На что рассчитывал Бродский, давая своим студентам такие списки? Даже если многие из них (не все!) и читали уже Шекспира, Сервантеса, Августина, Макиавелли и что-то из Платона (эти авторы часто входят в разные курсы по литературе, политологии, философии), то вряд ли им действительно удалось бы посвятить два года чтению античных и последующих классиков, отложив остальное. Я полагаю, что Бродский не столько имел в виду реальный список чтения, сколько горизонты гуманитарного знания, некую карту той страны, которую он сам обжил и в которую он приглашал своих учеников.

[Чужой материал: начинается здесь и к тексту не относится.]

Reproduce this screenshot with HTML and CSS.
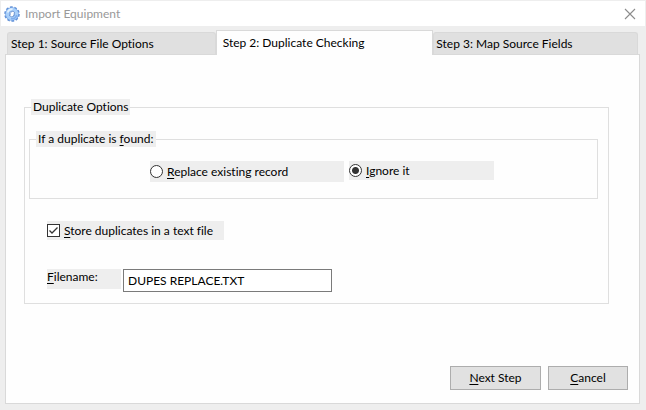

Преподавательский этикет в современной Америке требует, чтобы с кафедры как можно реже раздавались (в обоих смыслах этого глагола) оценки обсуждаемым текстам. От профессора ожидается изложение некоей теории, описание связанной с ней методологии и на этой основе беспристрастный анализ. “Оценочное суждение” — едва ли не преступление. Высказывать собственное мнение по поводу обсуждаемого произведения — дурной вкус. (Что, между прочим, очень удобно тем, кто не имеет ни собственного вкуса, ни мнения.) Из записей Розетт Ламонт, которая посещала лекции Бродского в Квинс колледже в Нью-Йорке осенью 1973 года, становится видно, насколько мало разговоры Бродского со студентами походили на общепринятые лекции. В начале занятий, когда от профессора литературы ожидается объяснение — в той или иной форме — методологии, Бродский говорил: “Чтение стихов вслух, собственных или чужих, напоминает механику молитвы. Когда люди начинают молиться, они тоже впервые слышат себя. Помимо слов молитвы они слышат свой молящийся голос. Читать вслух стихи значит слышать себя, слушать себя. Вот почему я и прошу вас заучивать стихи наизусть. Если вы хотите понять стихотворение, лучше всего не анализировать его, а запомнить и читать наизусть. Поскольку поэт следует по поэтической тропе, даже, можно сказать, преследует фонетический образ, то, заучивая стихотворение, вы как бы проходите сначала весь процесс его создания” [19].